We are always looking for help on our projects. If you would like to volunteer, please reach out to us at volunteer@haskell.foundation, or join the Haskell Foundation Slack. If you have a proposal, we'd love to hear it!
The Security Response Team maintains the Haskell Security Advisory Database. This database can serve as the basis for Haskell-aware tooling, and it is exported to OSV, the industry-standard data source, for use in multi-language tooling.
The Haskell Error Index is a community-driven repository of detailed documentation for Haskell errors and warnings.
To decrease the cost of maintaining Haskell tools, the Haskell Foundation is leading the development of a stable API to GHC by facilitating conversations between tooling developers and GHC maintainers.
Bryan Richter is working full-time for the Haskell Foundation to improve GHC’s CI implementation, focusing on reliability and observability
The Haskell CI group meets monthly to discuss the effective use of CI with Haskell. It is a forum in which professionals can share experiences, ask each other for advice, and produce materials for the community on best practices and useful techniques.
Haskell language extensions are the mechanism by which language research and innovation are made optional. However, it is not always easy to see which extensions are expected to change and develop, and which are finished. The Haskell Foundation’s Stability Working Group is working on a simple, understandable classification that allows teams to make informed decisions about the tradeoffs between stability and innovation and to have their stability policy reflected in compiler warnings.
This book on writing fast Haskell code, including a detailed treatment of profilers and other measurement tools as well as optimization techniques that enable action based on profiles, was contributed to the HF by IOG, who continue to sponsor its writing. In addition to a describing tools and techniques, the book also provides case studies, showing how to dramatically improve the performance of real Haskell programs.

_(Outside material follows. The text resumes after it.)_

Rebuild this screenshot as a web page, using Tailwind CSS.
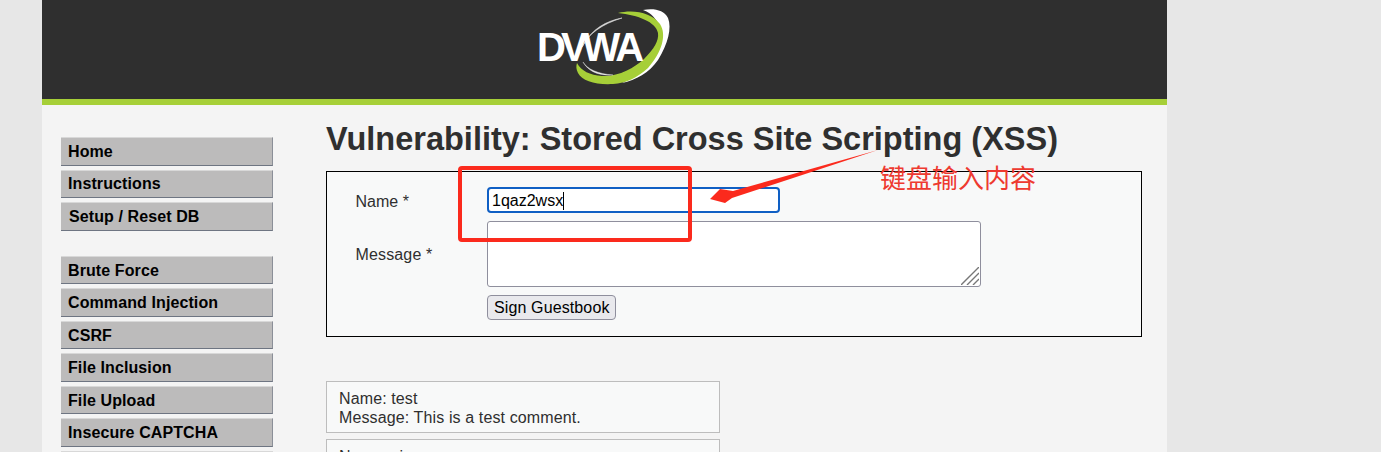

The Haskell Foundation is in the process of taking over the hosting of Stackage, a widely-used repository of Haskell packages that have all been tested to work well together that was developed and hosted for many years by FPComplete.
In order to make it easier for new contributors to get involved with GHC, the Haskell Foundation worked with OST Eastern Switerland University of Applied Sciences and the GHC developers to organize a three-day hands-on introduction, which was attended by 43 in-person participants, nine speakers from the GHC project, and six additional volunteers from the HF, OST, and the GHC project. This hybrid-online event was recorded, and the videos are available on YouTube, where they can be a continuing resource for new GHC developers and intermediate Haskellers who want to learn more about how GHC compiles their code.
The Haskell Foundation coordinated a process of making nightly builds of the latest development version of GHC conveniently available in GHCUp, making it much easier for the GHC team to gather feedback, especially from closed-source applications. With nightly builds available, projects can schedule a regular CI job that checks whether recent changes with the compiler are still compatible with the codebase, allowing developers to notify the GHC team much earlier in a development cycle. Additionally, it is now much easier for the GHC team to seek feedback regarding changes to the compiler. An example repository has been created by the HF’s Stability Working Group to demonstrate the use of nightlies with scheduled jobs on CI.
The Haskell Foundation assisted the GHC developers with getting feedback about short- to medium-term development priorities through a deliberative process, resulting in a list of priorities. The Haskell Foundation took care of contacting the users, clarifying their answers, sorting them by topic, and summarizing and analyzing the results. The HF then worked closely with the leadership of the GHC project to produce a report detailing their plans.
The UTF-8 character set encoding is the industry standard. Haskell Foundation drove the effort behind the migration of the core text libraries to use UTF-8 as a default. This will have a positive effect on text performance of many Haskell programs.